Why I was the one worth leaving



Frank Turner covering "The District Sleeps Alone" and breaking my heart over-and-over again.

I texted my best-friend Lucy to tell her I'd just listened to this song on repeat *at least 10 times* and she instructed me to stop it immediately. She is one of the people who understands how I subject myself to melancholy heartbreaking music like this and potentially wallow in it forever. I almost make myself feel worse, but it also makes me feel so much better too. So I might just sneak in one more listen today.

There's something about Frank Turner that is an affirmation for me. Even if he doesn't always explicitly spell-it-out lyrically, his songs give me this feeling that is hard to describe, but important for me to try and understand. Something about unfinished lives still in progress, people that haven't got it all sorted out yet and are still fucking-up and starting from scratch and trying again and again and again. Like you could let your painful failures and heartbreaks crush you, but you can also remember that the world is full of people starting over their lives from scratch every day.

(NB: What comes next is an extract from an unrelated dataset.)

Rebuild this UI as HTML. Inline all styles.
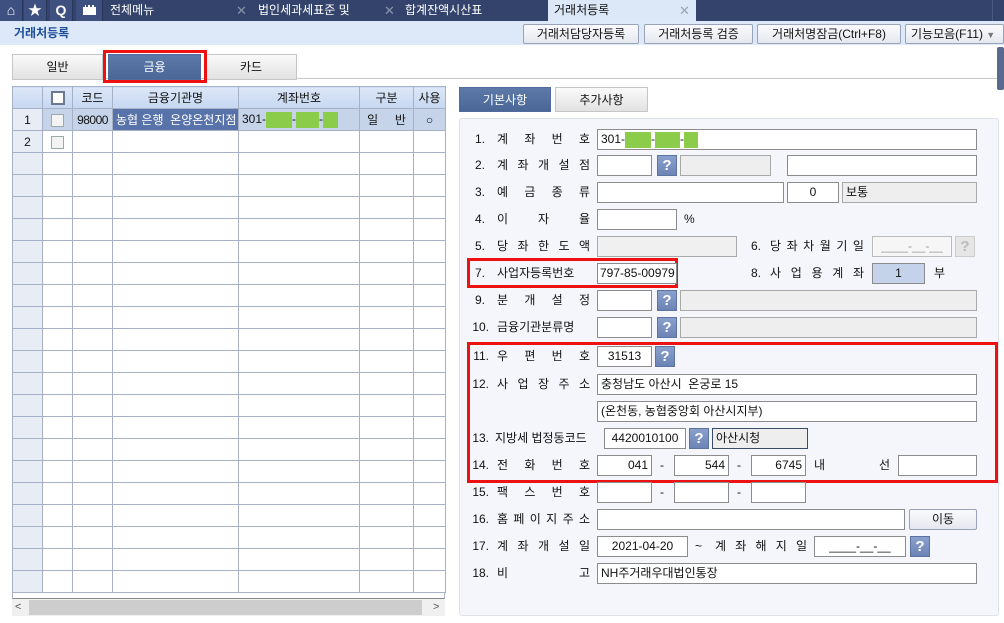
<!DOCTYPE html>
<html><head><meta charset="utf-8"><style>
*{box-sizing:border-box;margin:0;padding:0}
body{width:1004px;height:623px;overflow:hidden;background:#fff;font-family:"Liberation Sans","Noto Sans CJK KR","NanumGothic",sans-serif;font-size:12px;color:#111;position:relative}
.a{position:absolute}
.top{left:0;top:0;width:1004px;height:21px;background:#33436b}
.ib{top:0;height:21px;width:23px;background:#3e5080;border-right:1px solid #2a3658;color:#fff;text-align:center;font-weight:bold;font-size:14px;line-height:21px}
.tt{top:0;color:#fff;font-size:12px;line-height:21px}
.x{color:#8a93ab;font-size:13px}
.bar2{left:0;top:21px;width:1004px;height:24px;background:#dde8f8}
.btn{top:24px;height:20px;border:1px solid #9aa4b8;border-radius:2px;background:linear-gradient(#fafbfd,#e4e8ee);text-align:center;line-height:18px;font-size:12px}
.tab{height:26px;border:1px solid #c6c6c6;background:linear-gradient(#fafafa,#e2e2e2);text-align:center;line-height:24px;font-size:12px}
.tabs{border:1px solid #4f6c9c;background:linear-gradient(#5c79a8,#4a6797);color:#fff}
table{border-collapse:collapse;table-layout:fixed}
td{border:1px solid #a6b0c6;height:22px;font-size:12px;text-align:center;padding:0;overflow:hidden;white-space:nowrap}
.h td{background:linear-gradient(#dce7f8,#c6d7f0)}
td.n{background:#e8ecf4}
.cb{display:inline-block;width:13px;height:13px;border:1px solid #9aa;background:#f3f3f3;vertical-align:middle}
.lb{font-size:12px;line-height:20px;height:20px}
.num{position:absolute;width:22px;text-align:right}
.sp{position:absolute;display:flex;justify-content:space-between}
.in{position:absolute;height:21px;border:1px solid #8c8c8c;background:#fff;line-height:19px;padding:0 3px;font-size:12px;white-space:nowrap;overflow:hidden}
.g{background:#eeeeee;border-color:#a9a9a9}
.q{position:absolute;width:20px;height:21px;background:linear-gradient(#8aa0cc,#6c84b6);border:1px solid #5d74a3;color:#fff;font-weight:bold;text-align:center;line-height:19px;font-size:15px}
.gr{display:inline-block;background:#8bcc4a;height:16px;vertical-align:middle}
.red{position:absolute;border:3px solid #ee1111}
</style></head><body>
<div class="a top"></div>
<div class="a ib" style="left:0">&#8962;</div>
<div class="a ib" style="left:24px">★</div>
<div class="a ib" style="left:50px">Q</div>
<div class="a ib" style="left:76px;width:27px"><span style="display:inline-block;width:13px;height:10px;background:#fff;margin-top:5px;vertical-align:top;border-top:2px dotted #3e5080"></span></div>
<div class="a tt" style="left:110px">전체메뉴</div>
<div class="a tt x" style="left:236px">✕</div>
<div class="a tt" style="left:258px">법인세과세표준 및</div>
<div class="a tt x" style="left:384px">✕</div>
<div class="a tt" style="left:405px">합계잔액시산표</div>
<div class="a" style="left:548px;top:0;width:148px;height:21px;background:#dce8f7"></div>
<div class="a tt" style="left:554px;color:#111">거래처등록</div>
<div class="a tt" style="left:679px;color:#9aa2b2;font-size:13px">✕</div>
<div class="a" style="left:992px;top:0;width:12px;height:21px;border-left:1px solid #4a5a80"></div>
<div class="a bar2"></div>
<div class="a" style="left:14px;top:24px;font-weight:bold;color:#1f4f9a;font-size:12px;line-height:18px">거래처등록</div>
<div class="a btn" style="left:523px;width:116px">거래처담당자등록</div>
<div class="a btn" style="left:644px;width:109px">거래처등록 검증</div>
<div class="a btn" style="left:757px;width:144px">거래처명잠금(Ctrl+F8)</div>
<div class="a btn" style="left:905px;width:99px;text-align:left;padding-left:5px">기능모음(F11) <span style="color:#777;font-size:9px">▼</span></div>
<div class="a" style="left:997px;top:47px;width:7px;height:43px;background:#5a6a8c;border-radius:2px"></div>
<div class="a" style="left:12px;top:78px;width:985px;height:1px;background:#c8c8c8"></div>
<div class="a tab" style="left:12px;top:54px;width:91px">일반</div>
<div class="a tab tabs" style="left:108px;top:54px;width:93px">금융</div>
<div class="a tab" style="left:205px;top:54px;width:92px">카드</div>
<div class="red" style="left:103px;top:50px;width:104px;height:33px"></div>
<table class="a" style="left:12px;top:86px;width:433px">
<colgroup><col style="width:30px"><col style="width:30px"><col style="width:40px"><col style="width:126px"><col style="width:121px"><col style="width:54px"><col style="width:32px"></colgroup>
<tr class="h"><td></td><td><span class="cb" style="border:2px solid #6a7890;background:#fff;width:14px;height:14px"></span></td><td>코드</td><td>금융기관명</td><td>계좌번호</td><td>구분</td><td>사용</td></tr>
<tr style="background:#c6d4ea"><td class="n">1</td><td><span class="cb"></span></td><td style="letter-spacing:-.5px">98000</td><td style="background:#5873a9;color:#fff;text-align:left;padding-left:3px">농협 은행 &nbsp;온양온천지점</td><td style="text-align:left;padding-left:3px">301-<span class="gr" style="width:26px"></span>-<span class="gr" style="width:23px"></span>-<span class="gr" style="width:15px"></span></td><td>일 &nbsp; &nbsp; 반</td><td>○</td></tr>
<tr><td class="n">2</td><td><span class="cb"></span></td><td></td><td></td><td></td><td></td><td></td></tr>
<tr><td class="n"></td><td></td><td></td><td></td><td></td><td></td><td></td></tr>
<tr><td class="n"></td><td></td><td></td><td></td><td></td><td></td><td></td></tr>
<tr><td class="n"></td><td></td><td></td><td></td><td></td><td></td><td></td></tr>
<tr><td class="n"></td><td></td><td></td><td></td><td></td><td></td><td></td></tr>
<tr><td class="n"></td><td></td><td></td><td></td><td></td><td></td><td></td></tr>
<tr><td class="n"></td><td></td><td></td><td></td><td></td><td></td><td></td></tr>
<tr><td class="n"></td><td></td><td></td><td></td><td></td><td></td><td></td></tr>
<tr><td class="n"></td><td></td><td></td><td></td><td></td><td></td><td></td></tr>
<tr><td class="n"></td><td></td><td></td><td></td><td></td><td></td><td></td></tr>
<tr><td class="n"></td><td></td><td></td><td></td><td></td><td></td><td></td></tr>
<tr><td class="n"></td><td></td><td></td><td></td><td></td><td></td><td></td></tr>
<tr><td class="n"></td><td></td><td></td><td></td><td></td><td></td><td></td></tr>
<tr><td class="n"></td><td></td><td></td><td></td><td></td><td></td><td></td></tr>
<tr><td class="n"></td><td></td><td></td><td></td><td></td><td></td><td></td></tr>
<tr><td class="n"></td><td></td><td></td><td></td><td></td><td></td><td></td></tr>
<tr><td class="n"></td><td></td><td></td><td></td><td></td><td></td><td></td></tr>
<tr><td class="n"></td><td></td><td></td><td></td><td></td><td></td><td></td></tr>
<tr><td class="n"></td><td></td><td></td><td></td><td></td><td></td><td></td></tr>
<tr><td class="n"></td><td></td><td></td><td></td><td></td><td></td><td></td></tr>
<tr><td class="n"></td><td></td><td></td><td></td><td></td><td></td><td></td></tr>
</table>
<div class="a" style="left:12px;top:592px;width:433px;height:7px;border:1px solid #a6b0c6;border-top:none;border-bottom:1px solid #888"></div>
<div class="a" style="left:12px;top:599px;width:433px;height:17px;background:#f0f0f0"></div>
<div class="a" style="left:29px;top:600px;width:393px;height:15px;background:#cdcdcd"></div>
<div class="a" style="left:15px;top:599px;font-size:11px;color:#555;line-height:17px">&lt;</div>
<div class="a" style="left:433px;top:599px;font-size:11px;color:#555;line-height:17px">&gt;</div>

<div class="a tab tabs" style="left:459px;top:87px;width:92px;height:25px">기본사항</div>
<div class="a tab" style="left:555px;top:87px;width:93px;height:25px">추가사항</div>
<div class="a" style="left:459px;top:118px;width:540px;height:498px;background:#f4f6fb;border:1px solid #dde2ea;border-radius:3px"></div>

<!-- labels -->
<div class="a lb" style="left:0;top:129px;width:1004px">
</div>
<div id="f"></div>
<!-- row helper drawn manually -->
<div class="num lb" style="left:463px;top:129px">1.</div><div class="sp lb" style="left:497px;top:129px;width:93px"><span>계</span><span>좌</span><span>번</span><span>호</span></div>
<div class="in" style="left:597px;top:129px;width:380px;padding-left:3px">301-<span class="gr" style="width:26px"></span>-<span class="gr" style="width:25px"></span>-<span class="gr" style="width:14px"></span></div>

<div class="num lb" style="left:463px;top:155px">2.</div><div class="sp lb" style="left:497px;top:155px;width:93px"><span>계</span><span>좌</span><span>개</span><span>설</span><span>점</span></div>
<div class="in" style="left:597px;top:155px;width:55px"></div><div class="q" style="left:657px;top:155px">?</div><div class="in g" style="left:680px;top:155px;width:91px"></div><div class="in" style="left:787px;top:155px;width:190px"></div>

<div class="num lb" style="left:463px;top:182px">3.</div><div class="sp lb" style="left:497px;top:182px;width:93px"><span>예</span><span>금</span><span>종</span><span>류</span></div>
<div class="in" style="left:597px;top:182px;width:187px"></div><div class="in" style="left:787px;top:182px;width:52px;text-align:center">0</div><div class="in g" style="left:842px;top:182px;width:135px">보통</div>

<div class="num lb" style="left:463px;top:209px">4.</div><div class="sp lb" style="left:497px;top:209px;width:93px"><span>이</span><span>자</span><span>율</span></div>
<div class="in" style="left:597px;top:209px;width:80px"></div><div class="a lb" style="left:684px;top:209px">%</div>

<div class="num lb" style="left:463px;top:236px">5.</div><div class="sp lb" style="left:497px;top:236px;width:93px"><span>당</span><span>좌</span><span>한</span><span>도</span><span>액</span></div>
<div class="in g" style="left:597px;top:236px;width:140px;background:#f0f0f0"></div>
<div class="a lb" style="left:751px;top:236px">6.</div><div class="sp lb" style="left:770px;top:236px;width:94px"><span>당</span><span>좌</span><span>차</span><span>월</span><span>기</span><span>일</span></div>
<div class="in" style="left:872px;top:236px;width:80px;border-color:#bbb;background:#f6f6f6;color:#999;text-align:center">____-__-__</div><div class="q" style="left:955px;top:236px;background:#e6e6e6;border-color:#ccc;color:#bbb">?</div>

<div class="red" style="left:467px;top:258px;width:211px;height:30px"></div>
<div class="num lb" style="left:463px;top:263px">7.</div><div class="a lb" style="left:497px;top:263px">사업자등록번호</div>
<div class="in" style="left:597px;top:263px;width:80px;padding:0 2px">797-85-00979</div>
<div class="a lb" style="left:751px;top:263px">8.</div><div class="sp lb" style="left:770px;top:263px;width:94px"><span>사</span><span>업</span><span>용</span><span>계</span><span>좌</span></div>
<div class="in" style="left:872px;top:263px;width:53px;background:#c4d2ea;text-align:center">1</div><div class="a lb" style="left:934px;top:263px">부</div>

<div class="num lb" style="left:463px;top:290px">9.</div><div class="sp lb" style="left:497px;top:290px;width:93px"><span>분</span><span>개</span><span>설</span><span>정</span></div>
<div class="in" style="left:597px;top:290px;width:55px"></div><div class="q" style="left:657px;top:290px">?</div><div class="in g" style="left:680px;top:290px;width:297px"></div>

<div class="num lb" style="left:467px;top:317px">10.</div><div class="a lb" style="left:497px;top:317px">금융기관분류명</div>
<div class="in" style="left:597px;top:317px;width:55px"></div><div class="q" style="left:657px;top:317px">?</div><div class="in g" style="left:680px;top:317px;width:297px"></div>

<div class="red" style="left:467px;top:342px;width:531px;height:141px"></div>
<div class="num lb" style="left:467px;top:346px">11.</div><div class="sp lb" style="left:497px;top:346px;width:93px"><span>우</span><span>편</span><span>번</span><span>호</span></div>
<div class="in" style="left:597px;top:346px;width:55px;text-align:center">31513</div><div class="q" style="left:655px;top:346px">?</div>

<div class="num lb" style="left:467px;top:374px">12.</div><div class="sp lb" style="left:497px;top:374px;width:93px"><span>사</span><span>업</span><span>장</span><span>주</span><span>소</span></div>
<div class="in" style="left:597px;top:374px;width:380px">충청남도 아산시 &nbsp;온궁로 15</div>
<div class="in" style="left:597px;top:401px;width:380px">(온천동, 농협중앙회 아산시지부)</div>

<div class="num lb" style="left:467px;top:428px">13.</div><div class="a lb" style="left:495px;top:428px">지방세 법정동코드</div>
<div class="in" style="left:604px;top:428px;width:82px;text-align:center">4420010100</div><div class="q" style="left:689px;top:428px">?</div><div class="in g" style="left:712px;top:428px;width:96px;border-color:#3b4c6b">아산시청</div>

<div class="num lb" style="left:467px;top:455px">14.</div><div class="sp lb" style="left:497px;top:455px;width:93px"><span>전</span><span>화</span><span>번</span><span>호</span></div>
<div class="in" style="left:597px;top:455px;width:55px;text-align:right">041</div><div class="a lb" style="left:660px;top:455px">-</div>
<div class="in" style="left:674px;top:455px;width:55px;text-align:right">544</div><div class="a lb" style="left:737px;top:455px">-</div>
<div class="in" style="left:751px;top:455px;width:55px;text-align:right">6745</div><div class="a lb" style="left:814px;top:455px">내</div><div class="a lb" style="left:879px;top:455px">선</div>
<div class="in" style="left:898px;top:455px;width:79px"></div>

<div class="num lb" style="left:467px;top:482px">15.</div><div class="sp lb" style="left:497px;top:482px;width:93px"><span>팩</span><span>스</span><span>번</span><span>호</span></div>
<div class="in" style="left:597px;top:482px;width:55px"></div><div class="a lb" style="left:660px;top:482px">-</div>
<div class="in" style="left:674px;top:482px;width:55px"></div><div class="a lb" style="left:737px;top:482px">-</div>
<div class="in" style="left:751px;top:482px;width:55px"></div>

<div class="num lb" style="left:467px;top:509px">16.</div><div class="sp lb" style="left:497px;top:509px;width:93px"><span>홈</span><span>페</span><span>이</span><span>지</span><span>주</span><span>소</span></div>
<div class="in" style="left:597px;top:509px;width:308px"></div>
<div class="a btn" style="left:909px;top:509px;width:68px;height:21px">이동</div>

<div class="num lb" style="left:467px;top:536px">17.</div><div class="sp lb" style="left:497px;top:536px;width:93px"><span>계</span><span>좌</span><span>개</span><span>설</span><span>일</span></div>
<div class="in" style="left:597px;top:536px;width:91px;text-align:center">2021-04-20</div>
<div class="a lb" style="left:695px;top:536px">~</div><div class="sp lb" style="left:715px;top:536px;width:92px"><span>계</span><span>좌</span><span>해</span><span>지</span><span>일</span></div>
<div class="in" style="left:814px;top:536px;width:92px;text-align:center">____-__-__</div><div class="q" style="left:910px;top:536px">?</div>

<div class="num lb" style="left:467px;top:563px">18.</div><div class="sp lb" style="left:497px;top:563px;width:93px"><span>비</span><span>고</span></div>
<div class="in" style="left:597px;top:563px;width:380px">NH주거래우대법인통장</div>
</body></html>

I'm in good company (or at least, lots of it) even when I think I'm struggling alone with all this stuff.

Also, aforementioned best-friend Lucy is responsible for this sentiment, some words that I thoroughly endorse:

"I don't believe in staying in touch, it's for boring people who are dead inside. for people like us we just fall right back into things when we see each other."

And I'll add to that a few more things, like that I don't care about romanticising the old-days or school-days as the best time of my life, and I don't want to "catch up" or look back and reminisce, I really am more interested in moving on and more interested in now.

Saturday, October 10, 2009

Royal Headache

Tonight it would appear to be the case that every single person in Melbourne has gone to see Melt Banana, but I'm home alone, working on my zine and updating my blog and eating Tofutti Cuties. Which has its own charm, I guess. And listening to Royal Headache, which definitely has a whole bunch of charm about it.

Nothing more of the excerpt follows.